We fought to get onto a partial fibre service, and "enjoyed" the heady delights of 10mbps download and 1mbps upload for a few months before the other week, without warning, Open Reach pulled the plug without telling us. They left us without internet and transferred us back to a 3km long entirely copper line, with hardly enough speed to do anything and going off overnight again.. We must have spent hours on the phone trying to sort it out because of course no one knows anything and everything is someone else's fault. It's even worse we keep getting referred to "look online" when we can't get online. I get very poor mobile signal and the nearest WiFi is a 20 minute drive.

I think the problem is basically money.

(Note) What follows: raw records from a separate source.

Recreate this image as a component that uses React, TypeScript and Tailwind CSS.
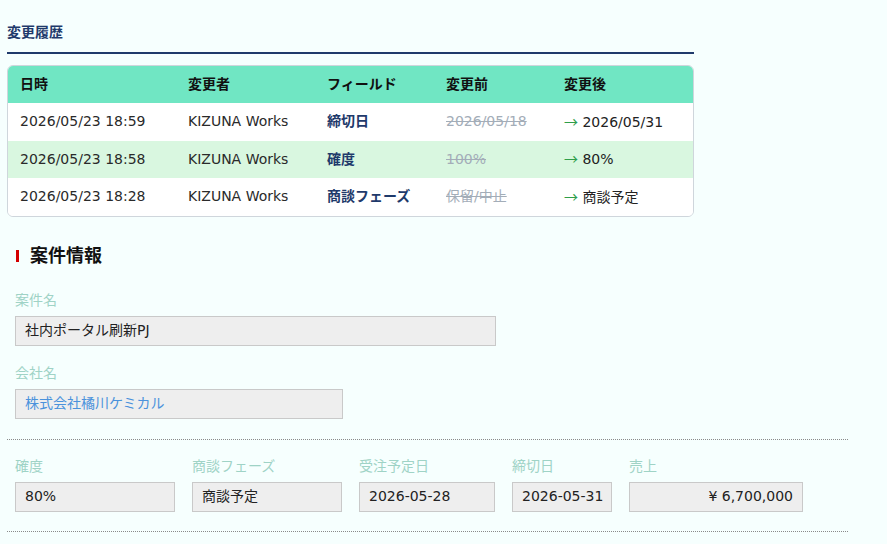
import React from "react";

const font = { fontFamily: '"DejaVu Sans", "Noto Sans CJK JP", sans-serif' };
const cjk = { fontFamily: '"Noto Sans CJK JP", sans-serif' };

const history = [
  { at: "2026/05/23 18:59", by: "KIZUNA Works", field: "締切日", before: "2026/05/18", after: "2026/05/31" },
  { at: "2026/05/23 18:58", by: "KIZUNA Works", field: "確度", before: "100%", after: "80%" },
  { at: "2026/05/23 18:28", by: "KIZUNA Works", field: "商談フェーズ", before: "保留/中止", after: "商談予定" },
];

const cols = "grid grid-cols-[168px_139px_119px_118px_1fr]";

function Field({ label, value, width, className = "" }: { label: string; value: string; width: string; className?: string }) {
  return (
    <div className="flex flex-col shrink-0">
      <div className="text-[14px] leading-[20px] text-[#9fd3c6] mb-[6px]">{label}</div>
      <div className={`${width} h-[30px] flex items-center px-[9px] whitespace-nowrap bg-[#eeeeee] border border-[#c9c9c9] text-[14px] ${className}`}>
        {value}
      </div>
    </div>
  );
}

export default function App() {
  return (
    <div className="min-h-screen w-full bg-[#f6fffe] text-[#222]" style={font}>
      <div className="pl-[7px] pt-[22px] w-[694px]">
        <h2 className="text-[14px] font-bold text-[#1f3a6b] leading-[20px] pb-[10px] border-b-2 border-[#1f3a6b]">変更履歴</h2>
        <div className="mt-[11px] border border-[#cfd6dc] rounded-[6px] overflow-hidden bg-white">
          <div className={`${cols} h-[37px] items-center bg-[#70e6c3] font-bold text-[14px] text-[#111]`}>
            <div className="px-3">日時</div>
            <div className="px-3">変更者</div>
            <div className="px-3">フィールド</div>
            <div className="px-3">変更前</div>
            <div className="px-3">変更後</div>
          </div>
          {history.map((h, idx) => (
            <div key={idx} className={`${cols} h-[37.5px] items-center text-[14px] ${idx % 2 === 1 ? "bg-[#d9f7e0]" : "bg-white"}`}>
              <div className="px-3 text-[#2a2a2a]">{h.at}</div>
              <div className="px-3 text-[#2a2a2a]">{h.by}</div>
              <div className="px-3 font-bold text-[#1f3a6b]">{h.field}</div>
              <div className="px-3 line-through text-[#a3adb8]">{h.before}</div>
              <div className="px-3 text-[#222]">
                <span className="text-[#2f9e4a]" style={cjk}>→</span> {h.after}
              </div>
            </div>
          ))}
        </div>
      </div>

      <div className="pl-[16px] mt-[27px] flex items-center gap-[11px]">
        <span className="w-[3px] h-[12px] bg-[#d40000]"></span>
        <h3 className="text-[18px] font-bold text-[#111] leading-[24px]">案件情報</h3>
      </div>

      <div className="pl-[15px] mt-[22px] flex flex-col gap-[17px]">
        <Field label="案件名" value="社内ポータル刷新PJ" width="w-[481px]" />
        <Field label="会社名" value="株式会社橘川ケミカル" width="w-[328px]" className="text-[#4a92dc]" />
      </div>

      <div className="ml-[7px] w-[841px] mt-[20px] border-t border-b border-dotted border-[#8a8a8a] pt-[16px] pb-[19px] pl-[8px] flex gap-[17px]">
        <Field label="確度" value="80%" width="w-[160px]" />
        <Field label="商談フェーズ" value="商談予定" width="w-[150px]" />
        <Field label="受注予定日" value="2026-05-28" width="w-[136px]" />
        <Field label="締切日" value="2026-05-31" width="w-[100px] px-[8px]" />
        <Field label="売上" value="¥ 6,700,000" width="w-[174px] justify-end" />
      </div>
    </div>
  );
}
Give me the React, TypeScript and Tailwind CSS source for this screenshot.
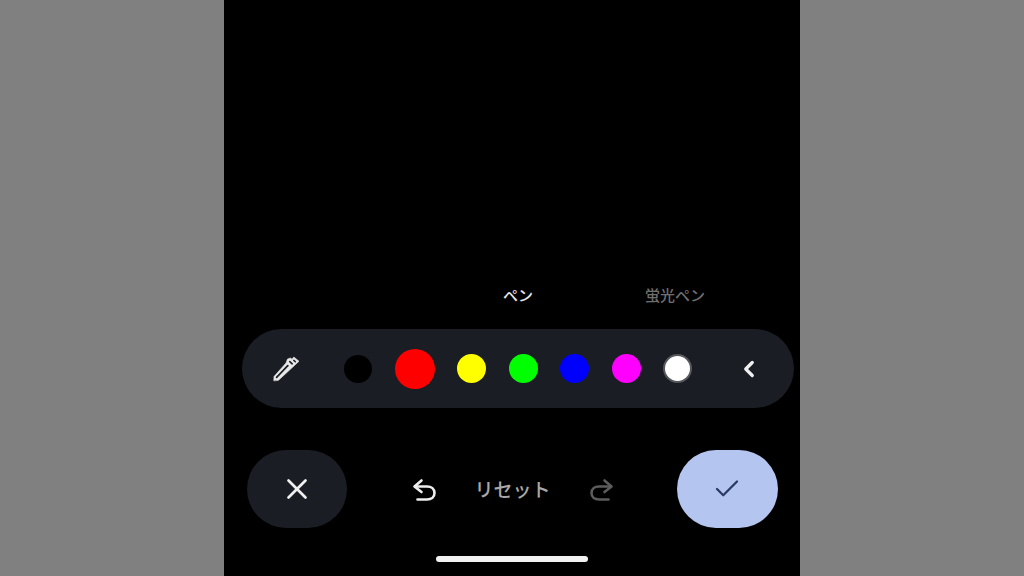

Most companies are now operated on a profit over customer service basis, it's brilliant if you're in a town and will get the investment in infrastructure, but the dilapidated rural network just costs too much for the amount of people using the service. As technology has advanced the kind of speeds we have currently I can't load webspages with lots of ads and it's also difficult to do something like watch a video. As an aside we also don't have decent digital TV signal here and streaming is out of the question. I do understand we live rurally so have to take the rough with the smooth, however it can be incredibly frustrating because like most people we rely on internet access now to do basic things. Maybe one day it will change but I have a feeling it's only when these companies are forced by law to make things better that they actually will.